- [TASK DESCRIPTION]: Keep only those lines of the records that include the string "with".

(Raw records)

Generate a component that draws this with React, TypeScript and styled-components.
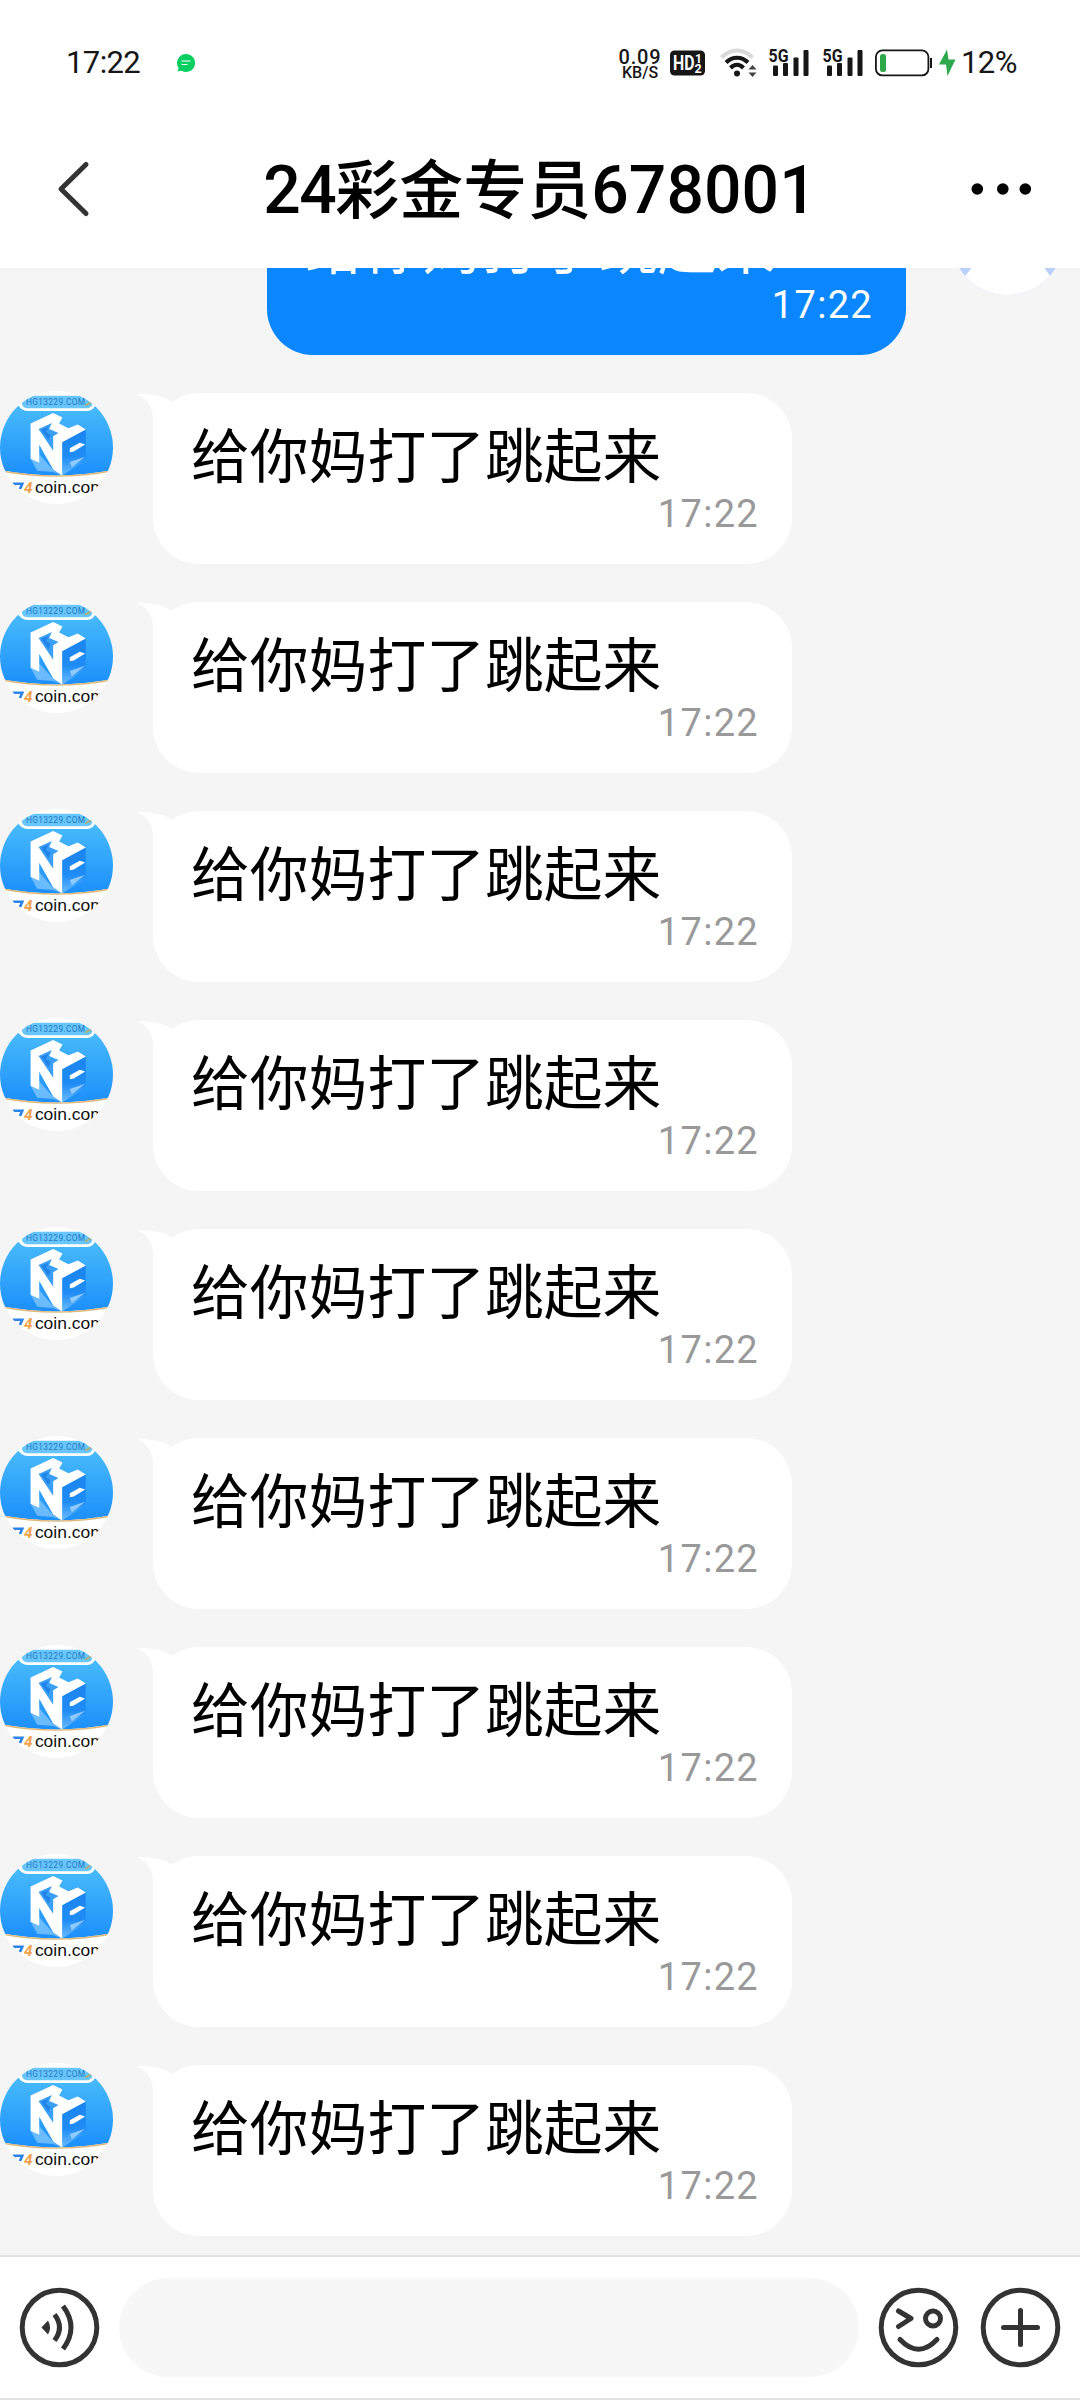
import React from "react";
import styled, { createGlobalStyle } from "styled-components";

const latin = `Roboto, "Noto Sans CJK SC", sans-serif`;
const cjk = `"Noto Sans CJK SC", sans-serif`;

const GlobalStyle = createGlobalStyle`
  * { box-sizing: border-box; }
  body { margin: 0; background: #fff; font-family: ${cjk}; color: #000; }
  svg { display: block; flex: none; overflow: visible; }
`;

const Screen = styled.div`
  width: 1080px;
  height: 2400px;
  display: flex;
  flex-direction: column;
  overflow: hidden;
  background: #fff;
`;

const StatusBar = styled.header`
  height: 110px;
  flex: none;
  display: flex;
  align-items: center;
  padding: 16px 63px 0 66px;
  font-family: ${latin};
  color: #161616;
`;

const Clock = styled.span<{ $width: number }>`
  width: ${(p) => p.$width}px;
  font-size: 31px;
  line-height: 36px;
  letter-spacing: -0.6px;
  white-space: nowrap;
`;

const StatusGap = styled.span<{ $w?: number }>`
  flex: ${(p) => (p.$w ? `0 0 ${p.$w}px` : "1")};
`;

const Speed = styled.div`
  width: 44px;
  display: flex;
  flex-direction: column;
  align-items: center;
  font-weight: 500;
`;

const SpeedValue = styled.span`
  font-size: 20px;
  line-height: 18px;
  letter-spacing: 0.8px;
`;

const SpeedUnit = styled.span`
  font-size: 16px;
  line-height: 13px;
`;

const TitleBar = styled.div`
  height: 158px;
  flex: none;
  display: flex;
  align-items: center;
  justify-content: space-between;
  padding: 0 46px 0 56px;
`;

const Title = styled.h1`
  margin: -3px 0 0 20px;
  display: flex;
  align-items: baseline;
  font-size: 64px;
  font-weight: 500;
  line-height: 90px;
  white-space: nowrap;
`;

const TitleDigits = styled.span<{ $spacing: number }>`
  font-family: ${latin};
  font-size: 66px;
  letter-spacing: ${(p) => p.$spacing}px;
`;

const Conversation = styled.main`
  height: 1987px;
  flex: none;
  display: flex;
  flex-direction: column;
  justify-content: flex-end;
  gap: 38px;
  padding-bottom: 19px;
  overflow: hidden;
  background: #f5f5f5;
`;

const MessageRow = styled.div<{ $sent?: boolean }>`
  height: 171px;
  flex: none;
  display: flex;
  flex-direction: ${(p) => (p.$sent ? "row-reverse" : "row")};
  align-items: flex-start;
  gap: ${(p) => (p.$sent ? 45 : 40)}px;
  padding-right: ${(p) => (p.$sent ? 16 : 0)}px;
`;

const AvatarBox = styled.div`
  width: 113px;
  height: 113px;
  flex: none;
  margin-top: -2px;
`;

const Bubble = styled.div<{ $sent?: boolean }>`
  position: relative;
  width: 639px;
  height: 171px;
  display: flex;
  flex-direction: column;
  padding: 18px 33px 0 38px;
  border-radius: 46px;
  background: ${(p) => (p.$sent ? "#0a87ff" : "#fff")};
  color: ${(p) => (p.$sent ? "#fff" : "#000")};
`;

const Tail = styled.svg`
  position: absolute;
  left: -14px;
  top: 0;
`;

const MessageText = styled.p`
  margin: 0;
  font-size: 58.8px;
  line-height: 84px;
  white-space: nowrap;
`;

const MessageTime = styled.time<{ $sent?: boolean }>`
  align-self: flex-end;
  font-family: ${latin};
  font-size: 38px;
  line-height: 38px;
  letter-spacing: 1.3px;
  color: ${(p) => (p.$sent ? "#fff" : "#999")};
`;

const InputBar = styled.footer`
  height: 145px;
  flex: none;
  display: flex;
  align-items: center;
  padding: 0 19px;
  border-top: 2px solid #e2e2e2;
  border-bottom: 2px solid #e2e2e2;
  background: #fff;
`;

const InputField = styled.div`
  width: 740px;
  height: 99px;
  margin: 0 19px;
  border-radius: 50px;
  background: #f7f7f7;
`;

const IconSpacer = styled.span`
  width: 21px;
`;

function ChatBadge() {
  return (
    <svg width="20" height="20" viewBox="0 0 20 20">
      <path d="M10 1a9 9 0 1 1-4.6 16.700L1.600 18.600 2.600 15A9 9 0 0 1 10 1z" fill="#08cf5f" />
      <path d="M5.500 8h9M5.500 11.500h6" stroke="#fff" strokeWidth="1" />
    </svg>
  );
}

function HdBadge() {
  return (
    <svg width="35" height="26" viewBox="0 0 35 26" fontFamily="Roboto, sans-serif" fontWeight="700" fill="#fff">
      <rect width="35" height="25" y="0.500" rx="4.500" fill="#161616" />
      <text x="3" y="19.800" fontSize="19.500" textLength="21.500" lengthAdjust="spacingAndGlyphs">HD</text>
      <text x="25" y="12.500" fontSize="12">1</text>
      <text x="24.500" y="22.800" fontSize="12.500">2</text>
    </svg>
  );
}

function WifiIcon() {
  return (
    <svg width="38" height="30" viewBox="0 0 38 30" fill="none">
      <path d="M1.500 9.500C10.500 0 23.500 0 32.500 9.500" stroke="#d9d9d9" strokeWidth="4" />
      <path d="M6 14.500C12.500 8 21.500 8 28 14.500" stroke="#161616" strokeWidth="4" />
      <path d="M10.500 20c4-4.200 9-4.200 13 0" stroke="#161616" strokeWidth="4" />
      <circle cx="17" cy="25.500" r="3" fill="#161616" />
      <path d="M28.500 21.500 32.500 17l4 4.500zM28.500 24.500l4 4.500 4-4.500z" fill="#444" />
    </svg>
  );
}

function SignalIcon() {
  return (
    <svg width="40" height="30" viewBox="0 0 40 30" fill="#161616">
      <text x="-0.500" y="13.500" fontFamily="Roboto, sans-serif" fontWeight="700" fontSize="18.500" textLength="20" lengthAdjust="spacingAndGlyphs">5G</text>
      <rect x="4" y="17.500" width="5" height="10.500" rx="1" />
      <rect x="14" y="15" width="5" height="13" rx="1" />
      <rect x="24.500" y="9.500" width="5" height="18.500" rx="1" />
      <rect x="34.500" y="2" width="5" height="26" rx="1" />
    </svg>
  );
}

function BatteryIcon() {
  return (
    <svg width="58" height="28" viewBox="0 0 58 28">
      <rect x="0.900" y="1.400" width="52.500" height="25" rx="6.500" fill="none" stroke="#161616" strokeWidth="1.800" />
      <rect x="5" y="5" width="6" height="18" rx="2.500" fill="#2fa84c" />
      <rect x="55" y="9" width="2" height="10" fill="#161616" />
    </svg>
  );
}

function BoltIcon() {
  return (
    <svg width="17" height="28" viewBox="0 0 17 28">
      <path d="M8 0.500 0 15.500h7L8.500 27 16.500 10.500H9.500z" fill="#2fa84c" />
    </svg>
  );
}

function BackIcon() {
  return (
    <svg width="34" height="58" viewBox="0 0 34 58" fill="none">
      <path d="M30 4.500 5 29l25 24.500" stroke="#333" strokeWidth="5" strokeLinecap="round" strokeLinejoin="round" />
    </svg>
  );
}

function MoreIcon() {
  return (
    <svg width="64" height="14" viewBox="0 0 64 14">
      <circle cx="7.300" cy="7" r="5.800" />
      <circle cx="32.800" cy="7" r="5.800" />
      <circle cx="55.300" cy="7" r="5.800" />
    </svg>
  );
}

function BrandAvatar({ id }: { id: string }) {
  return (
    <svg width="113" height="113" viewBox="0 32 340 340">
      <defs>
        <clipPath id={`c${id}`}><circle cx="170" cy="202" r="170" /></clipPath>
        <linearGradient id={`g${id}`} x1="0" y1="0" x2="0" y2="1">
          <stop offset="0" stopColor="#4abcfb" />
          <stop offset="1" stopColor="#1c8ffb" />
        </linearGradient>
        <linearGradient id={`f${id}`} x1="0" y1="0" x2="0" y2="1">
          <stop offset="0" stopColor="#1b84ef" />
          <stop offset="0.600" stopColor="#1f8cf5" />
          <stop offset="1" stopColor="#6cbcfd" />
        </linearGradient>
      </defs>
      <g clipPath={`url(#c${id})`}>
        <rect y="32" width="340" height="340" fill="#fff" />
        <path d="M0 68H50Q62 92 84 92H262Q282 92 290 68H340V270Q170 302 0 270z" fill={`url(#g${id})`} />
        <rect x="66" y="46" width="212" height="38" rx="15" fill="#69c6fb" />
        <path d="M0 272Q170 304 340 272" fill="none" stroke="#e0b878" strokeWidth="4" />
        <text x="78" y="74" fontFamily="Roboto, sans-serif" fontSize="25" fill="#2479c4" textLength="178">HG13229.COM</text>
        <path d="M256 76l18-10" stroke="#b9aa62" strokeWidth="5" />
        <path d="M92 236 118 222 160 270 187 286 160 276 112 272z" fill="#8accfd" opacity="0.700" />
        <path d="M187 184 258 148V240L187 286z" fill={`url(#f${id})`} />
        <path d="M92 130 160 98 188 112 178 130 206 144 234 133 258 148 187 186V286L160 268 118 194V248L92 236z" fill="#fff" />
        <path d="M116 146 156 128 148 146 176 158 160 168V212z" fill="#3a9ff6" />
        <path d="M124 148 146 140 138 156 152 164 146 180z" fill="#2083e8" />
        <path d="M210 204 240 188 256 193 222 214 210 216z" fill="#fff" />
        <path d="M210 246 256 230 216 262z" fill="#8dcafd" />
        <path d="M38 311H67L60 327" fill="none" stroke="#2c83e8" strokeWidth="8" />
        <text x="72" y="338" fontFamily="Roboto, sans-serif" fontWeight="700" fontStyle="italic" fontSize="46" fill="#f0a34c">4</text>
        <text x="105" y="338" fontFamily='"Liberation Sans", sans-serif' fontSize="49" fill="#111" textLength="210" lengthAdjust="spacingAndGlyphs">coin.com</text>
      </g>
    </svg>
  );
}

function OwnAvatar() {
  return (
    <svg width="113" height="113" viewBox="0 0 113 113">
      <defs><clipPath id="own"><circle cx="56.500" cy="56.500" r="56.500" /></clipPath></defs>
      <g clipPath="url(#own)">
        <rect width="113" height="113" fill="#b8d0fa" />
        <path d="M22 84Q56 40 92 84L102 98V113H11V98z" fill="#fff" />
      </g>
    </svg>
  );
}

function BubbleTail() {
  return (
    <Tail width="50" height="46" viewBox="0 0 50 46">
      <path d="M-2 1C14 1 24 3 31 8L50 14 30 46H14V26C14 14 9 6-2 1z" fill="#fff" />
    </Tail>
  );
}

function VoiceIcon() {
  return (
    <svg width="81" height="81" viewBox="0 0 81 81" fill="none" stroke="#333" strokeWidth="5">
      <circle cx="40.500" cy="40.500" r="37.300" />
      <path d="M22.500 40.500 29 33.500Q33 40.500 29 47.500z" fill="#333" stroke="none" />
      <path d="M35.500 27.500Q45.500 40.500 35.500 53.500M44 19Q60 40.500 44 62" />
    </svg>
  );
}

function EmojiIcon() {
  return (
    <svg width="81" height="81" viewBox="0 0 81 81" fill="none" stroke="#333" strokeWidth="5" strokeLinecap="round" strokeLinejoin="round">
      <circle cx="40.500" cy="40.500" r="37.300" />
      <path d="M20.500 24 33 31.500 20.500 39.500M22 52.500Q40.500 72 59 52.500" />
      <circle cx="55" cy="31.500" r="7.500" />
    </svg>
  );
}

function PlusIcon() {
  return (
    <svg width="81" height="81" viewBox="0 0 81 81" fill="none" stroke="#333" strokeWidth="5" strokeLinecap="round">
      <circle cx="40.500" cy="40.500" r="37.300" />
      <path d="M23.500 40.500h34M40.500 23.500v34" />
    </svg>
  );
}

type Message = { id: number; text: string; time: string; sent?: boolean };

const messages: Message[] = Array.from({ length: 10 }, (_, i) => ({
  id: i,
  text: "给你妈打了跳起来",
  time: "17:22",
  sent: i === 0,
}));

export default function App() {
  return (
    <Screen>
      <GlobalStyle />
      <StatusBar>
        <Clock $width={110}>17:22</Clock>
        <ChatBadge />
        <StatusGap />
        <Speed>
          <SpeedValue>0.09</SpeedValue>
          <SpeedUnit>KB/S</SpeedUnit>
        </Speed>
        <StatusGap $w={8} />
        <HdBadge />
        <StatusGap $w={15} />
        <WifiIcon />
        <StatusGap $w={10.5} />
        <SignalIcon />
        <StatusGap $w={14} />
        <SignalIcon />
        <StatusGap $w={12.5} />
        <BatteryIcon />
        <StatusGap $w={6} />
        <BoltIcon />
        <StatusGap $w={5} />
        <Clock $width={56}>12%</Clock>
      </StatusBar>
      <TitleBar>
        <BackIcon />
        <Title>
          <TitleDigits $spacing={-1.5}>24</TitleDigits>
          彩金专员
          <TitleDigits $spacing={0.1}>678001</TitleDigits>
        </Title>
        <MoreIcon />
      </TitleBar>
      <Conversation>
        {messages.map((m) => (
          <MessageRow key={m.id} $sent={m.sent}>
            <AvatarBox>{m.sent ? <OwnAvatar /> : <BrandAvatar id={String(m.id)} />}</AvatarBox>
            <Bubble $sent={m.sent}>
              {!m.sent && <BubbleTail />}
              <MessageText>{m.text}</MessageText>
              <MessageTime $sent={m.sent}>{m.time}</MessageTime>
            </Bubble>
          </MessageRow>
        ))}
      </Conversation>
      <InputBar>
        <VoiceIcon />
        <InputField />
        <EmojiIcon />
        <IconSpacer />
        <PlusIcon />
      </InputBar>
    </Screen>
  );
}
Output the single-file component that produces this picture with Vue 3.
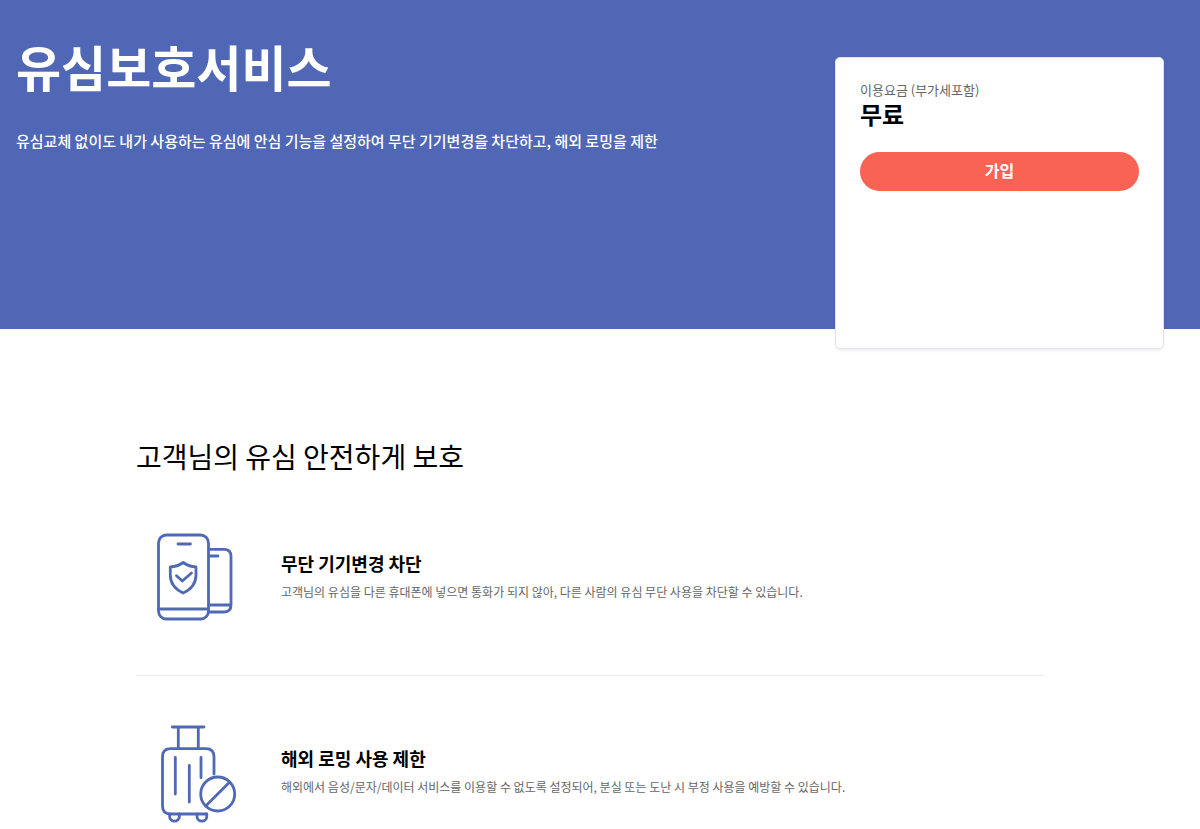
<script setup>
const price = { label: '이용요금 (부가세포함)', value: '무료' }
</script>

<template>
  <main class="page">
    <header class="hero">
      <div class="intro">
        <h1>유심보호서비스</h1>
        <p>유심교체 없이도 내가 사용하는 유심에 안심 기능을 설정하여 무단 기기변경을 차단하고, 해외 로밍을 제한</p>
      </div>
      <aside class="card">
        <p class="label">{{ price.label }}</p>
        <p class="value">{{ price.value }}</p>
        <button type="button">가입</button>
      </aside>
    </header>

    <section class="content">
      <h2>고객님의 유심 안전하게 보호</h2>
      <ul>
        <li>
          <svg class="icon" viewBox="0 0 110 114" aria-hidden="true">
            <rect x="18.5" y="15" width="50" height="84" rx="8" />
            <path d="M18.5 89H68.5M38 24H50.5M69 29.3H84Q91 29.3 91 36.3V85Q91 92 84 92H69M69 36H78M69 85H91" />
            <path d="M43.2 42.5Q49 46.7 56 47V55Q56 67 43.2 73Q30.3 67 30.3 55V47Q37.3 46.7 43.2 42.5Z" />
            <path d="M36.5 55.7L42.3 61L51.5 53" />
          </svg>
          <div class="text">
            <h3>무단 기기변경 차단</h3>
            <p>고객님의 유심을 다른 휴대폰에 넣으면 통화가 되지 않아, 다른 사람의 유심 무단 사용을 차단할 수 있습니다.</p>
          </div>
        </li>
        <li>
          <svg class="icon" viewBox="0 0 110 114" aria-hidden="true">
            <path d="M32.3 12H64M38.3 12V33M58.3 12V33" />
            <path d="M74 59V42Q74 33.7 66 33.7H30.5Q22.5 33.7 22.5 42V91Q22.5 99 30.5 99H66" />
            <path d="M35.3 42.3V79M49.3 50.3V87M61 42.3V62.7" />
            <path d="M29.6 99V101.3A4.9 4.9 0 0 0 39.4 101.3V99M57 99V101.3A4.9 4.9 0 0 0 66.8 101.3V99" />
            <circle cx="77.7" cy="79" r="17" />
            <path d="M65.7 91L89.7 67" />
          </svg>
          <div class="text">
            <h3>해외 로밍 사용 제한</h3>
            <p>해외에서 음성/문자/데이터 서비스를 이용할 수 없도록 설정되어, 분실 또는 도난 시 부정 사용을 예방할 수 있습니다.</p>
          </div>
        </li>
      </ul>
    </section>
  </main>
</template>

<style>
body {
  margin: 0;
  background: #fff;
}
</style>

<style scoped>
.page {
  font-family: "Noto Sans CJK KR", sans-serif;
  color: #000;
}
h1, h2, h3, p, ul {
  margin: 0;
  padding: 0;
}
.hero {
  display: flex;
  justify-content: space-between;
  align-items: flex-start;
  gap: 24px;
  padding: 32px 36px 0 16px;
  background: #4f67b5;
  color: #fff;
}
h1 {
  font-size: 49px;
  line-height: 68px;
  font-weight: 700;
}
.intro p {
  margin-top: 29px;
  font-size: 15px;
  line-height: 24px;
  font-weight: 500;
}
.card {
  box-sizing: border-box;
  flex: 0 0 329px;
  min-height: 292px;
  margin: 25px 0 -20px;
  padding: 22px 24px;
  border: 1px solid #e0e2e8;
  border-radius: 5px;
  background: #fff;
  box-shadow: 0 2px 3px rgba(0, 0, 0, 0.06);
}
.label {
  color: #666;
  font-size: 13px;
  line-height: 20px;
}
.value {
  color: #000;
  font-size: 24px;
  line-height: 28px;
  font-weight: 700;
}
button {
  display: block;
  width: 100%;
  height: 39px;
  margin-top: 24px;
  padding: 0 0 3px;
  border: 0;
  border-radius: 20px;
  background: #f96354;
  color: #fff;
  font-family: inherit;
  font-size: 16px;
  font-weight: 700;
  cursor: pointer;
}
.content {
  padding: 106px 156px 0 136px;
}
h2 {
  font-size: 28px;
  line-height: 42px;
  font-weight: 400;
}
ul {
  margin-top: 43px;
  list-style: none;
}
li {
  display: flex;
  align-items: center;
  gap: 31px;
  padding-left: 4px;
}
li + li {
  margin-top: 41px;
  padding-top: 39px;
  border-top: 1px solid #eee;
}
.icon {
  flex: none;
  width: 110px;
  height: 114px;
  fill: none;
  stroke: #5069b5;
  stroke-width: 2.8;
  stroke-linecap: round;
  stroke-linejoin: round;
}
h3 {
  font-size: 18px;
  line-height: 30px;
  font-weight: 700;
}
.text p {
  color: #666;
  font-size: 12px;
  line-height: 28px;
}
</style>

- [FINISHED EXERCISE]:
Generate a component that draws this with React, TypeScript and styled-components.
Output the single-file component that produces this picture with Vue 3.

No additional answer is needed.